I have no image and no link for this title: try googling it yourself and see how far you get! I checked this out on a whim from the library, and not fifty pages in I had made half-a-dozen notes (not IN the book — jeez, what kind of barbarian do you think I am?). It's a treasure.
Belle Armstrong Whitney is the triple-named, strong-willed author, and all I know about her is that she looks in her photographs as if she dearly wants to come take the camera away from the photographer and show him how to do things RIGHT. The book was published in Battle Creek, Michigan, in 1916, and if that is not evocative of an overwhelming urgency to tell other folks how best their lives might be arranged to the satisfaction of all concerned (but primarily to the satisfaction of the advice-giver) I don't know what would be.

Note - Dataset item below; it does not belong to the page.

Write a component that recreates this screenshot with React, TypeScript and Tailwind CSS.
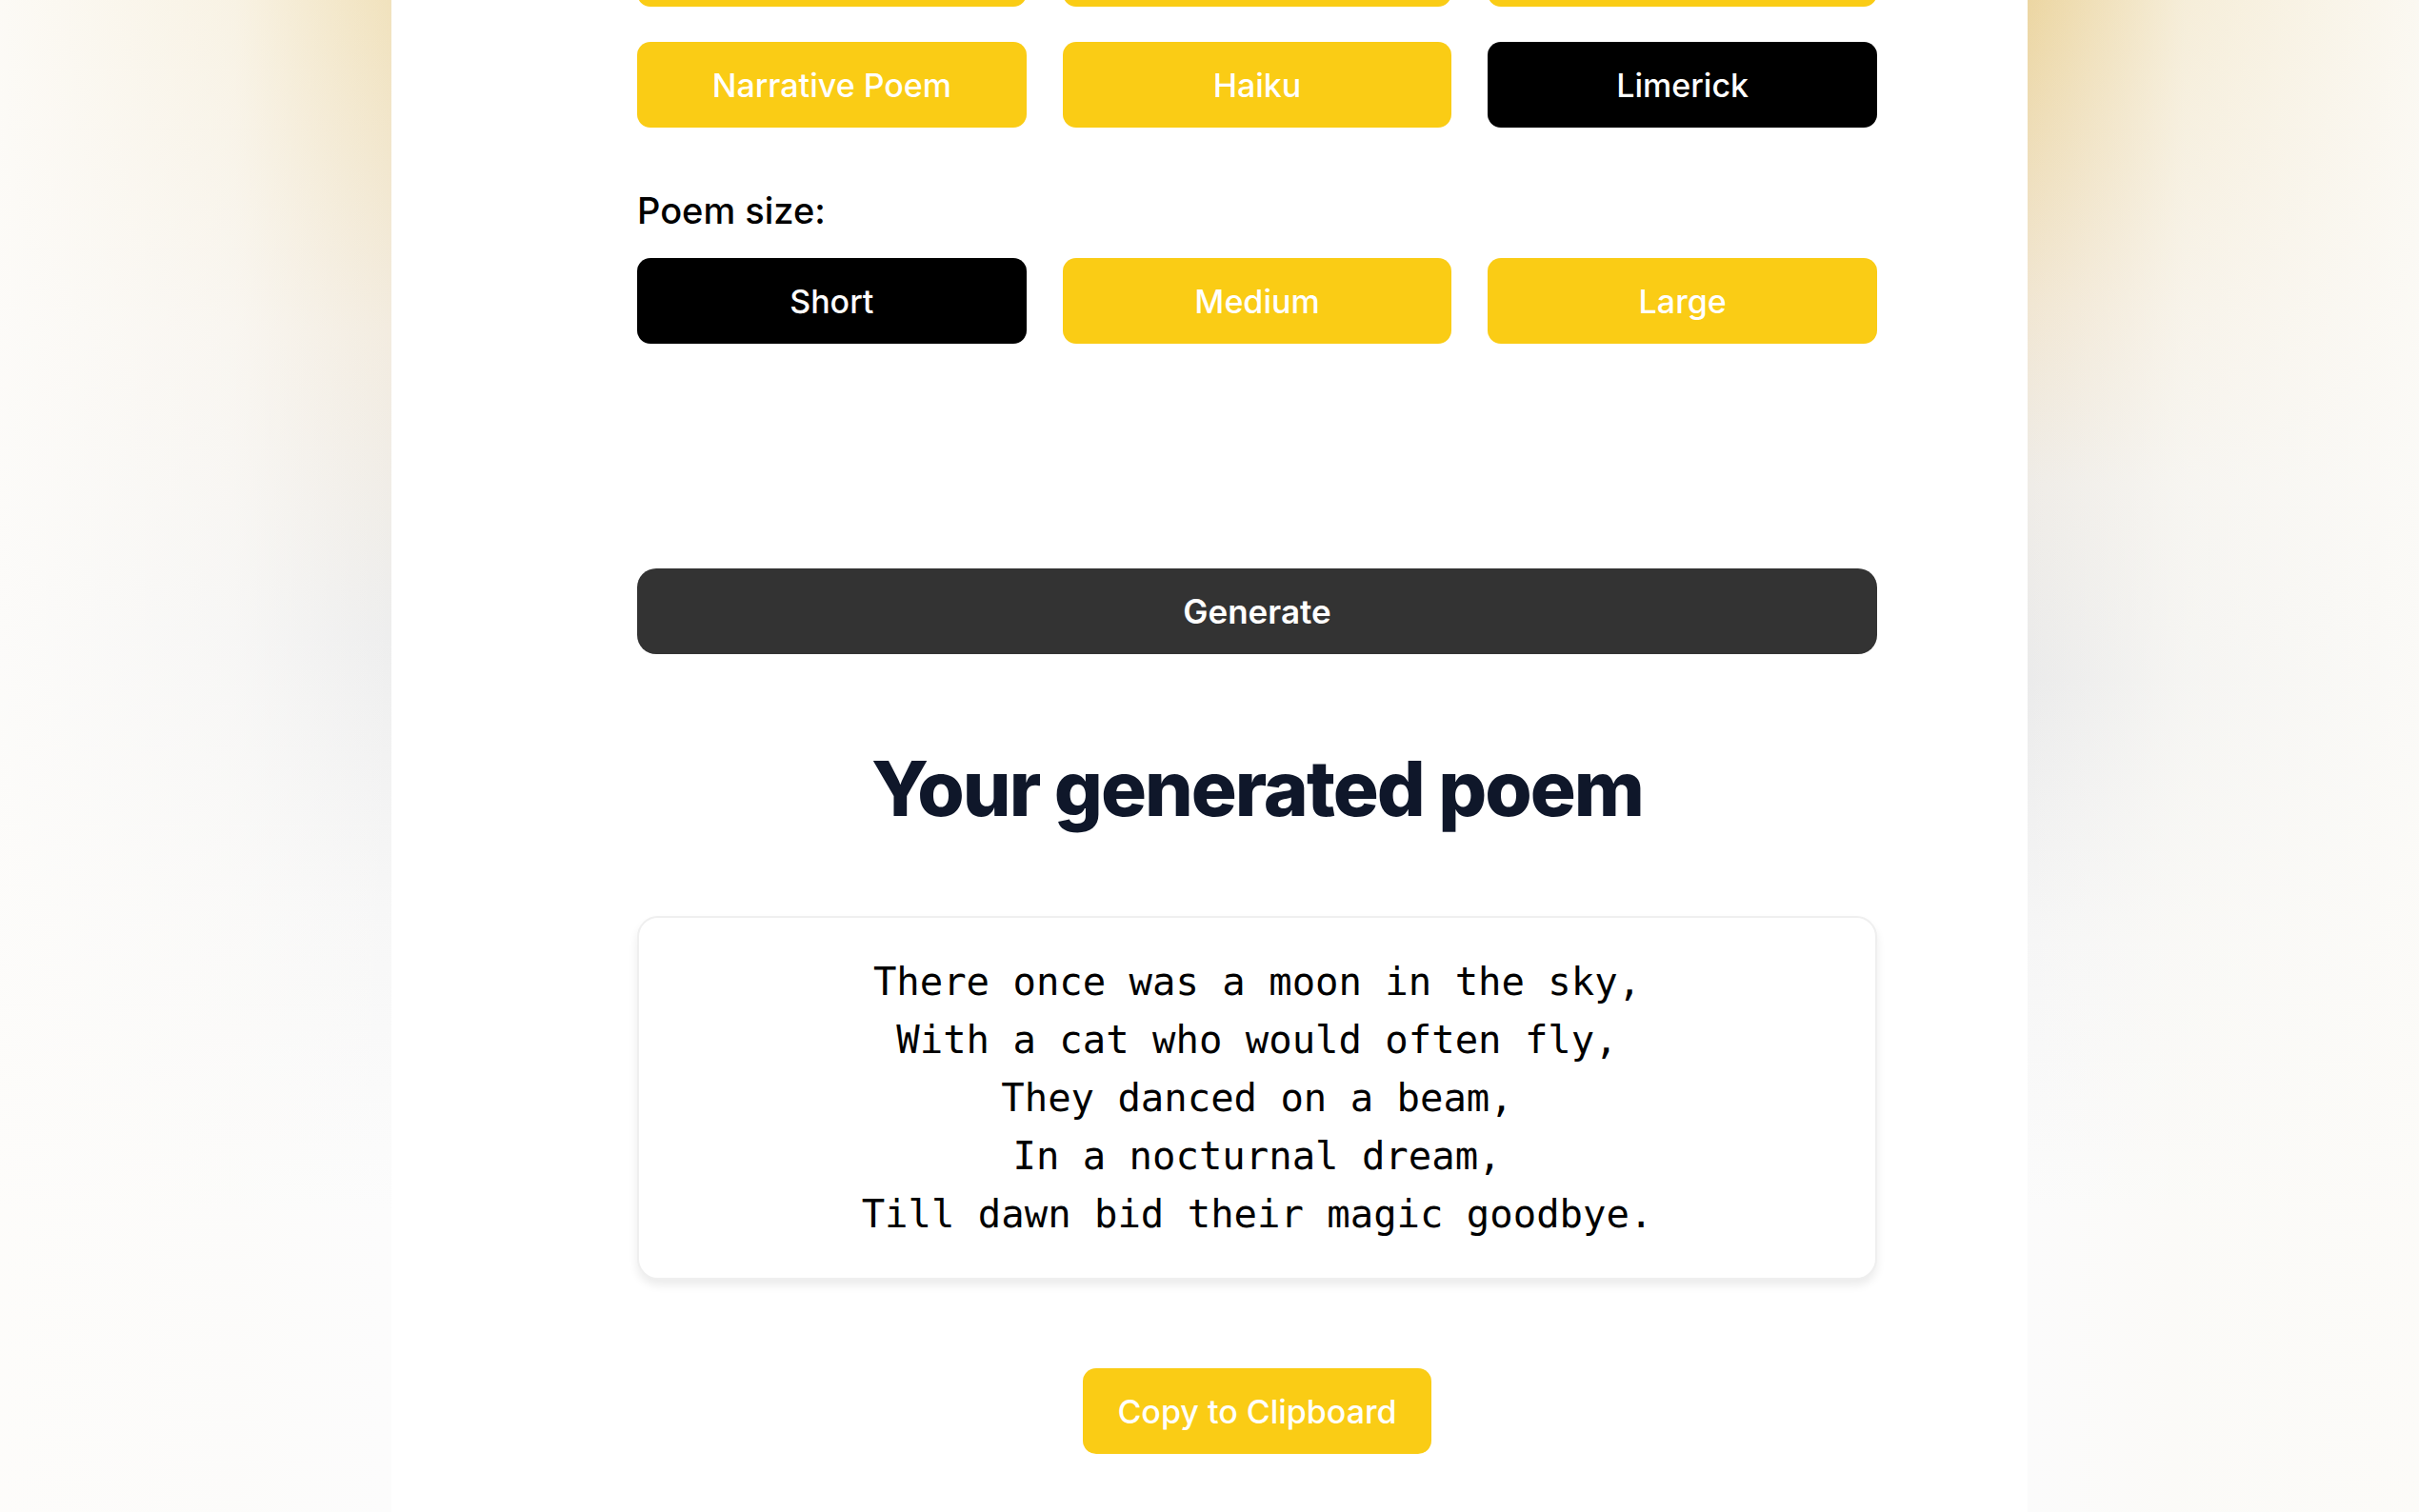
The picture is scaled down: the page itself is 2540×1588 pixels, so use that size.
import React from 'react';

const styles = ['Narrative Poem', 'Haiku', 'Limerick'];
const sizes = ['Short', 'Medium', 'Large'];

const poem = [
  'There once was a moon in the sky,',
  'With a cat who would often fly,',
  'They danced on a beam,',
  'In a nocturnal dream,',
  'Till dawn bid their magic goodbye.',
];

const OptionButton: React.FC<{ label?: string; active?: boolean }> = ({ label, active }) => (
  <button
    className={
      active
        ? 'h-[90px] rounded-[14px] bg-black text-white text-[34px] font-medium'
        : 'h-[90px] rounded-[14px] bg-[#facc15] text-white text-[34px] font-medium'
    }
  >
    {label}
  </button>
);

const App: React.FC = () => {
  return (
    <div className="flex w-full h-[1588px] overflow-hidden bg-white font-['Inter','Liberation_Sans',sans-serif]">
      <div className="relative w-[411px] shrink-0 bg-[linear-gradient(180deg,#f1e2bd_0%,#f3ece0_22%,#eeeeee_42%,#f7f7f7_60%,#fcfcfc_80%)]">
        <div className="absolute inset-0 bg-[linear-gradient(270deg,rgba(255,255,255,0)_0%,rgba(252,251,249,0.65)_40%,rgba(253,252,250,0.92)_100%)]" />
      </div>

      <main className="flex-1 bg-white pl-[258px] pr-[158px]">
        <div className="flex flex-col w-[1302px]">
          {/* previous row, scrolled mostly out of view */}
          <div className="grid grid-cols-3 gap-[38px] mt-[-83px]">
            <OptionButton />
            <OptionButton />
            <OptionButton />
          </div>

          <div className="grid grid-cols-3 gap-[38px] mt-[37px]">
            {styles.map((s) => (
              <OptionButton key={s} label={s} active={s === 'Limerick'} />
            ))}
          </div>

          <p className="mt-[64px] text-[38px] leading-[46px] font-medium text-black">Poem size:</p>

          <div className="grid grid-cols-3 gap-[38px] mt-[27px]">
            {sizes.map((s) => (
              <OptionButton key={s} label={s} active={s === 'Short'} />
            ))}
          </div>

          <button className="mt-[236px] h-[90px] rounded-[20px] bg-[#333333] text-white text-[35px] font-semibold">
            Generate
          </button>

          <h2 className="mt-[92px] text-center text-[80px] leading-[97px] font-extrabold tracking-tight text-[#0f172a]">
            Your generated poem
          </h2>

          <div className="mt-[86px] rounded-[22px] border-2 border-[#efefef] bg-white px-10 pt-[37px] pb-[36px] shadow-[0_6px_10px_rgba(0,0,0,0.08)]">
            <div className="text-center font-['DejaVu_Sans_Mono',monospace] text-[40.6px] leading-[61px] text-black">
              {poem.map((line) => (
                <div key={line}>{line}</div>
              ))}
            </div>
          </div>

          <div className="flex justify-center mt-[93px]">
            <button className="h-[90px] px-9 rounded-[14px] bg-[#facc15] text-white text-[34px] font-medium">
              Copy to Clipboard
            </button>
          </div>
        </div>
      </main>

      <div className="relative w-[411px] shrink-0 bg-[linear-gradient(180deg,#ecd6a2_0%,#f1e6d2_20%,#efece7_32%,#ebebeb_45%,#f6f6f6_62%,#fbfbfb_80%)]">
        <div className="absolute inset-0 bg-[linear-gradient(90deg,rgba(255,255,255,0)_0%,rgba(251,250,246,0.65)_40%,rgba(252,251,248,0.92)_100%)]" />
      </div>
    </div>
  );
};

export default App;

Belle (I will take the liberty of such familiarity, since I know that if I had been lucky enough to meet her we would have been fast friends immediately) says such things as this: "There is no reason why when we go shopping we should take what is set before us to take, providing the standard of what is set before is common, and our standard is higher."
She also quotes Redfern ("the head of that dressmaking house in Paris") as saying "Fashion without art is snobbism." Sing it, sister!
And how about: "We need not apologize for our love of dress if we love what is worthy of being loved." (I have a sneaking suspicion that there's some kind of logical fallacy there, but so be it.)
And: "One of the reasons for the kaleidoscopic changes in styles is because so many women wear the same thing at once that everybody becomes tired of it in a hurry. If women would choose their own style, instead of trying to wear what they–the wholly mythical they — are supposed to sanction, fashions would be much less unstable."
"Every woman who buys poor fabrics helps to discourage makers of fabrics from producing better ones. Every woman who buys ready-made clothes that are vulgar in design, helps to increase that type of designing. Every woman who buys ill-made garments, assists in adding to their number."
"The woman who knows what she wants is not common, and the woman who knows what she ought to have is positively rare."
"Women are not uniform in size, shape, complexion, and social requirements, and when they dress as if they were, the result is most unsatisfactory."
Of course, Belle is not without fault. There are many, many pictures of her in what can only be called "draperies", some with that touch of self-conscious exoticism that makes the modern reader wince. She also devotes three pages to instructions for making a maternity CORSET. (Don't worry, the steels of your regular corset "may be broken quickly when their covering is ripped off.") But all in all, her advice of ninety years ago is better than anything I read in this month's Vogue.